It is interesting that recent decisions by the IRS are self serving and do not help the American public The last strategic paper drafted by the IRS outlined 3 areas to target increase revenues for the US by about $300 billion per year: 1) $100 billion from large corporations, 2) $100 billion from small businesses and 3) $100 billion from individuals. Since that initiative, the IRS has been found to have abused its powers to grant nonprofits exempt status in violation of its own rules, agents reviewed celebrities tax returns in violation of IRS regulations and collections have not grown as fast as the economy.
In the Boston Globe’s February 17th, 2014 article “IRS: America’s Feared and Failing Agency” by Michael Kranish, the IRS is portrayed as a failure – the country (namely Congress) has failed. The belief held by the agency and the reporter is – better regulation of tax preparers is the answer. The article states that budget cuts of a $1 billion resulted in the loss of $8 billion in revenue, laying the loss of revenue to the Congress and not the agency.

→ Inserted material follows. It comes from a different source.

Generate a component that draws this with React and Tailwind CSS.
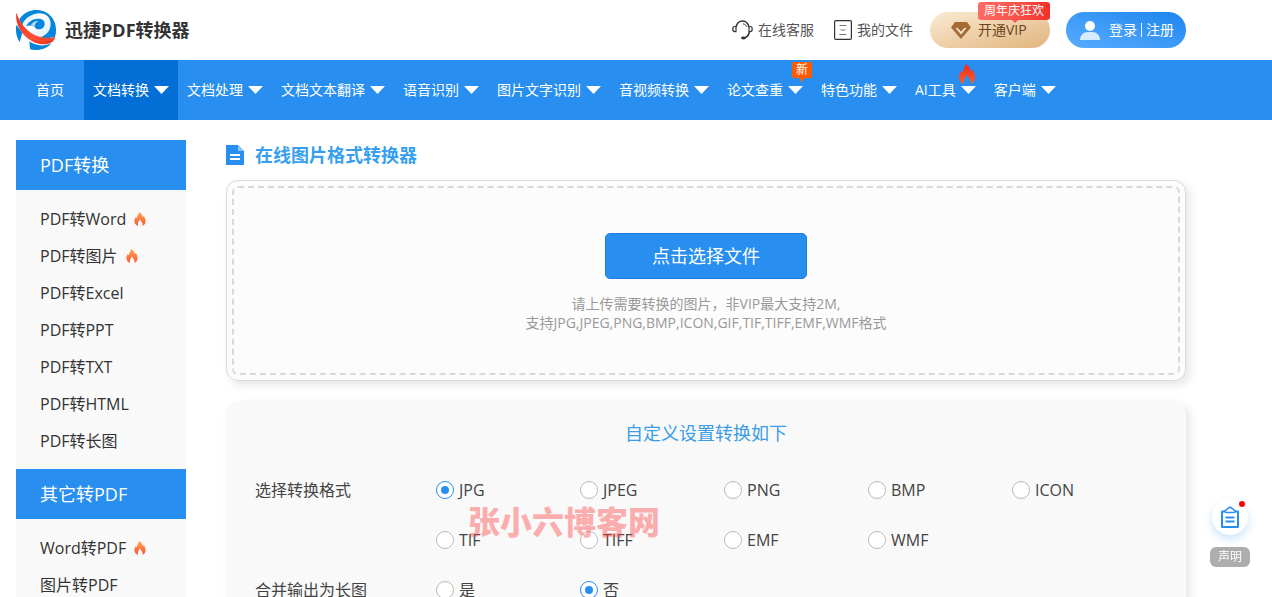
import { useState } from "react";

const navItems = [
  { label: "文档转换", active: true },
  { label: "文档处理" },
  { label: "文档文本翻译" },
  { label: "语音识别" },
  { label: "图片文字识别" },
  { label: "音视频转换" },
  { label: "论文查重", badge: "new" },
  { label: "特色功能" },
  { label: "AI工具", badge: "fire" },
  { label: "客户端" },
];

const sideGroups = [
  {
    title: "PDF转换",
    items: [
      { label: "PDF转Word", hot: true },
      { label: "PDF转图片", hot: true },
      { label: "PDF转Excel" },
      { label: "PDF转PPT" },
      { label: "PDF转TXT" },
      { label: "PDF转HTML" },
      { label: "PDF转长图" },
    ],
  },
  {
    title: "其它转PDF",
    items: [{ label: "Word转PDF", hot: true }, { label: "图片转PDF" }, { label: "Excel转PDF" }],
  },
];

const formats = ["JPG", "JPEG", "PNG", "BMP", "ICON", "TIF", "TIFF", "EMF", "WMF"];

function Logo() {
  return (
    <svg viewBox="0 0 120 120" className="size-10 shrink-0" aria-hidden="true">
      <defs>
        <linearGradient id="logoRed" x1="0" y1="0" x2="1" y2="1">
          <stop offset="0" stopColor="#e8341f" />
          <stop offset="0.6" stopColor="#ff5138" />
          <stop offset="1" stopColor="#f0402c" />
        </linearGradient>
        <linearGradient id="logoP" x1="0" y1="0" x2="1" y2="1">
          <stop offset="0" stopColor="#c3e2f6" />
          <stop offset="0.4" stopColor="#ffffff" />
          <stop offset="1" stopColor="#d8ecf9" />
        </linearGradient>
      </defs>
      <path d="M10 27C24 7 44 0 62 0c34 0 58 27 58 60 0 8-1 14-3 20L60 92 22 60Z" fill="#0486dc" />
      <path d="M1 44c-3 20 0 38 10 52l8-28Z" fill="#0486dc" />
      <path d="M40 94c18 14 44 16 66 6-13 17-38 24-64 18Z" fill="#0486dc" />
      <path
        d="M18 44C28 22 50 10 70 10c21 0 34 14 34 32 0 21-15 37-36 41C48 80 28 64 18 44Z"
        fill="url(#logoP)"
      />
      <path d="M30 48C38 36 50 25 68 26c12 0 19 7 18 17-1 9-8 15-18 15-6 0-10-3-12-8-8-4-17-5-26-2Z" fill="#0486dc" />
      <path d="M44 46c5-8 13-14 24-14-8 4-12 10-12 18-4-2-8-4-12-4Z" fill="#b9dcf5" />
      <path d="M1 8c10 30 32 58 62 70 18 6 38 8 55 2-3 13-12 19-25 22-26 4-53-8-72-31C6 54-2 32 1 8Z" fill="url(#logoRed)" />
      <path d="M44 86c22 10 46 10 70 4-5 6-11 9-20 11-19 3-37-2-50-15Z" fill="#d9301f" opacity=".4" />
    </svg>
  );
}

function Flame({ className, id, top, bottom }) {
  return (
    <svg viewBox="0 0 16 20" className={className} aria-hidden="true">
      <defs>
        <linearGradient id={id} x1="0" y1="0" x2="0" y2="1">
          <stop offset="0" stopColor={top} />
          <stop offset="1" stopColor={bottom} />
        </linearGradient>
      </defs>
      <path
        d="M6.500 0C9.500 1.500 11.600 4 11.800 7.400c.9-.4 1.300-1.100 1.400-1.900C15 8 16 10.500 16 13c0 3.300-1.500 5.600-4.300 7 .5-2.400-.1-4.300-1.500-5.800C9.200 13.100 8.500 12 8.400 10.800 6 12.700 4.600 15.500 5 20 1.700 18.700 0 16.300 0 13c0-2.500 1-4.500 2.200-5.700.3.9.7 1.400 1.300 1.700C3.600 5.500 6.300 3.500 6.500 0Z"
        fill={`url(#${id})`}
      />
    </svg>
  );
}

function Caret() {
  return (
    <svg viewBox="0 0 15 8" className="h-2 w-[15px] shrink-0" aria-hidden="true">
      <path d="M0 0h15L7.500 8Z" fill="#fff" />
    </svg>
  );
}

function Header() {
  return (
    <header className="mx-auto flex h-15 w-full max-w-[1240px] items-center justify-between pr-[70px]">
      <a href="#home" className="flex items-center gap-[9px]">
        <Logo />
        <span className="text-lg font-bold text-[#333]">迅捷PDF转换器</span>
      </a>
      <div className="flex items-center text-sm text-[#555]">
        <a href="#service" className="flex items-center gap-[5px]">
          <svg viewBox="0 0 21 20" className="h-5 w-[21px]" fill="none" stroke="#333" strokeWidth="1.500" aria-hidden="true">
            <path d="M4 7C5 3 7.500 1 10.500 1S16 3 17 7M17.300 12c-.6 3-2 5-4.800 6" />
            <path d="M11 3.800c2 .3 3 1.400 3.500 3" strokeWidth="1" />
            <path d="M4 6.500v5.200H2.600C1.500 11.700.8 10.700.8 9s.7-2.500 1.800-2.500ZM17 6.500v5.200h1.400c1.100 0 1.800-1 1.800-2.700s-.7-2.500-1.800-2.500Z" strokeWidth="1.200" />
            <ellipse cx="11.500" cy="18" rx="2.500" ry="1.400" fill="#333" stroke="none" />
          </svg>
          在线客服
        </a>
        <a href="#files" className="ml-5 flex items-center gap-[5px]">
          <svg viewBox="0 0 18 20" className="h-5 w-[18px]" fill="none" stroke="#333" aria-hidden="true">
            <rect x=".6" y=".6" width="16.800" height="18.800" rx="1.200" strokeWidth="1.200" />
            <path d="M5.500 5.500h7M6.500 10h5M5.500 14.500h7" stroke="#777" strokeWidth="1.200" />
          </svg>
          我的文件
        </a>
        <a
          href="#vip"
          className="relative ml-[17px] flex h-9 w-[120px] items-center gap-[7px] rounded-full bg-linear-to-br from-[#faebd3] to-[#e0b47c] pl-[21px] text-[#6b4420]"
        >
          <svg viewBox="0 0 20 17" className="h-[17px] w-5" aria-hidden="true">
            <path d="M4 0h12l4 5.500L10 17 0 5.500Z" fill="#a56c35" />
            <path d="M4.500 6 10 12.500 15.500 6l-1.800-.2L10 9.800 6.300 5.800Z" fill="#fbead1" />
          </svg>
          开通VIP
          <span className="absolute -top-[10px] left-12 flex h-[18px] w-[72px] items-center justify-center rounded-[3px] bg-linear-to-r from-[#ff6d66] to-[#f2302b] text-xs text-white">
            周年庆狂欢
            <svg viewBox="0 0 6 3" className="absolute top-full left-[34px] h-[3px] w-[6px]" aria-hidden="true">
              <path d="M0 0h6L3 3Z" fill="#fa5650" />
            </svg>
          </span>
        </a>
        <a
          href="#login"
          className="ml-4 flex h-9 w-[120px] items-center gap-[9px] rounded-full bg-linear-to-tr from-[#57adff] to-[#1a85ee] pl-[14px] text-white"
        >
          <svg viewBox="0 0 20 19" className="h-[19px] w-5" aria-hidden="true">
            <circle cx="10" cy="5" r="5" fill="#fff" />
            <path d="M0 19c0-5 3.500-8 8-8h4c4.500 0 8 3 8 8Z" fill="#d7ebff" />
          </svg>
          <span className="flex items-center gap-1">
            登录
            <i className="h-[14px] w-px bg-white" />
            注册
          </span>
        </a>
      </div>
    </header>
  );
}

function Nav() {
  return (
    <nav className="bg-[#288ff0] text-sm text-white">
      <div className="mx-auto flex h-15 max-w-[1240px]">
        <a href="#index" className="flex items-center px-5">
          首页
        </a>
        {navItems.map((item) => (
          <a
            key={item.label}
            href={`#${item.label}`}
            className={`relative flex items-center gap-[5px] pr-[9px] pl-[9px] whitespace-nowrap ${item.active ? "bg-[#036fd6]" : ""}`}
          >
            {item.label}
            <Caret />
            {item.badge === "new" && (
              <span className="absolute top-[2px] right-0 flex h-4 w-5 items-center justify-center rounded-xs bg-[#ff5a00] text-xs">
                新
                <svg viewBox="0 0 5 4" className="absolute top-full left-2 h-1 w-[5px]" aria-hidden="true">
                  <path d="M0 0h5L0 4Z" fill="#ff5a00" />
                </svg>
              </span>
            )}
            {item.badge === "fire" && (
              <Flame id="navFlame" top="#f5281a" bottom="#ff5a2b" className="absolute top-1 right-[10px] h-5 w-4" />
            )}
          </a>
        ))}
      </div>
    </nav>
  );
}

function Sidebar() {
  return (
    <aside className="w-[170px] shrink-0 bg-[#f9f9f9]">
      {sideGroups.map((group) => (
        <section key={group.title}>
          <h2 className="flex h-[50px] items-center bg-[#288ff0] pl-6 text-lg text-white">{group.title}</h2>
          <ul className="py-[10px]">
            {group.items.map((item) => (
              <li key={item.label}>
                <a href={`#${item.label}`} className="flex h-[37px] items-center gap-2 pl-6 text-base text-[#333]">
                  {item.label}
                  {item.hot && (
                    <Flame id={`hot-${item.label}`} top="#ffa552" bottom="#ff5430" className="h-[14px] w-3" />
                  )}
                </a>
              </li>
            ))}
          </ul>
        </section>
      ))}
    </aside>
  );
}

function Radio({ name, label, checked, onChange }) {
  return (
    <label className="flex h-[50px] items-center gap-[5px]">
      <input
        type="radio"
        name={name}
        value={label}
        checked={checked}
        onChange={() => onChange(label)}
        className="grid size-[18px] shrink-0 appearance-none place-content-center rounded-full border border-[#bbb] bg-white before:size-2 before:rounded-full checked:border-[#288ff0] checked:before:bg-[#288ff0]"
      />
      {label}
    </label>
  );
}

function Settings() {
  const [format, setFormat] = useState("JPG");
  const [merge, setMerge] = useState("否");
  return (
    <section className="relative mt-5 rounded-xl bg-[#f9f9f9] px-[29px] pt-4 pb-8 text-base text-[#444] shadow-[4px_4px_10px_rgba(0,0,0,0.1)]">
      <h2 className="text-center text-lg leading-8 text-[#3a9de6]">自定义设置转换如下</h2>
      <div role="radiogroup" aria-labelledby="format-label" className="mt-4 flex">
        <span id="format-label" className="w-[181px] shrink-0 leading-[50px]">
          选择转换格式
        </span>
        <div className="grid grid-cols-[repeat(5,144px)]">
          {formats.map((f) => (
            <Radio key={f} name="format" label={f} checked={format === f} onChange={setFormat} />
          ))}
        </div>
      </div>
      <div role="radiogroup" aria-labelledby="merge-label" className="flex">
        <span id="merge-label" className="w-[181px] shrink-0 leading-[50px]">
          合并输出为长图
        </span>
        <div className="grid grid-cols-[repeat(5,144px)]">
          {["是", "否"].map((v) => (
            <Radio key={v} name="merge" label={v} checked={merge === v} onChange={setMerge} />
          ))}
        </div>
      </div>
      <span className="pointer-events-none absolute top-[103px] left-[242px] text-[32px] leading-9 font-black text-[#ff4d4d]/45">
        张小六博客网
      </span>
    </section>
  );
}

function Main() {
  return (
    <main className="min-w-0 flex-1">
      <h1 className="mb-[10px] flex h-[30px] items-center gap-[11px] text-lg font-bold text-[#369ff0]">
        <svg viewBox="0 0 18 20" className="h-5 w-[18px]" aria-hidden="true">
          <path d="M0 0h12l6 6v14H0Z" fill="#288ff0" />
          <path d="M12 0l6 6h-6Z" fill="#8cc4f8" />
          <path d="M4 9h10v2H4ZM4 13h10v2H4Z" fill="#fff" />
        </svg>
        在线图片格式转换器
      </h1>
      <div className="rounded-xl border border-[#dadada] bg-[#fcfcfc] p-[5px] shadow-[4px_4px_10px_rgba(0,0,0,0.1)]">
        <div className="flex flex-col items-center rounded-md border-2 border-dashed border-[#d9d9d9] pt-[45px] pb-[41px]">
          <button type="button" className="h-[46px] w-[202px] rounded-[5px] border border-[#1c7fdc] bg-[#288ff0] text-lg text-white">
            点击选择文件
          </button>
          <p className="mt-[15px] text-center text-sm leading-[19px] text-[#999]">
            请上传需要转换的图片，非VIP最大支持2M,
            <br />
            支持JPG,JPEG,PNG,BMP,ICON,GIF,TIF,TIFF,EMF,WMF格式
          </p>
        </div>
      </div>
      <Settings />
    </main>
  );
}

function FloatingTools() {
  return (
    <div className="fixed right-[22px] bottom-[30px] flex flex-col items-center gap-3">
      <button
        type="button"
        aria-label="反馈"
        className="relative flex size-9 items-center justify-center rounded-full bg-white shadow-[0_4px_8px_rgba(40,143,240,0.25)]"
      >
        <svg viewBox="0 0 18 22" className="h-[22px] w-[18px]" fill="none" stroke="#288ff0" strokeLinejoin="round" aria-hidden="true">
          <path d="M4 5.500H1V21h16V5.500h-3" strokeWidth="2" />
          <path d="M3.500 5 7 2.300C8.200 1.200 9.800 1.200 11 2.300L14.500 5 13 6.500H5Z" strokeWidth="1.500" />
          <path d="M4.500 11.500h9M4.500 15.500h9" strokeWidth="2" />
        </svg>
        <span className="absolute top-[2px] right-[3px] size-[6px] rounded-full bg-[#f00]" />
      </button>
      <button type="button" className="h-5 w-10 rounded-md bg-[#adadad] text-xs text-white">
        声明
      </button>
    </div>
  );
}

export default function App() {
  return (
    <div className="h-screen overflow-x-hidden overflow-y-auto bg-white font-['Open_Sans','Noto_Sans_CJK_SC',sans-serif] [scrollbar-width:none]">
      <Header />
      <Nav />
      <div className="mx-auto flex max-w-[1240px] gap-10 pt-5 pr-[70px]">
        <Sidebar />
        <Main />
      </div>
      <FloatingTools />
    </div>
  );
}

Let’s be clear. The Agency chose to cut front line agents who deal with the public and collection because this move enabled the agency to get more money from Congress! The truth is, the managers could have cut elsewhere and kept the auditors and people assisting the public; but if they did that Congress would not have to restore the cuts. I have dealt with public agency finances and have noted that the best way to restore cuts is to only cut where it hurts the people being served. So, if you are a school, you cut teachers and Kindergarten rather than custodians and administrators. If you are the IRS you cut collection and service people.
The agency purposefully cut where it hurt the country (the people) most. We should not reward the agency by increasing its budget or following its proposal that more preparers should be regulated tighter. Tighter regulation of preparers would not address the IRS sending out refunds to millions of fraudulent returns. Tighter regulations of preparers would not assist the IRS in collecting more delinquent funds owed. Tighter regulations of preparers would not increase the number of taxpayers audited.
The result is an insular agency trying to make its life easier at the expense of the taxpayer. The proposals would not bring in more revenues, which is the main goal of the agency. Collection of taxes would create another bureaucracy; where is the sense to that? We have created an agency that cares more about its budget than its mandate to serve the country. It desires to increase the taxpayer burden by increasing regulation of preparers as if that would somehow solve all of the agency’s problems.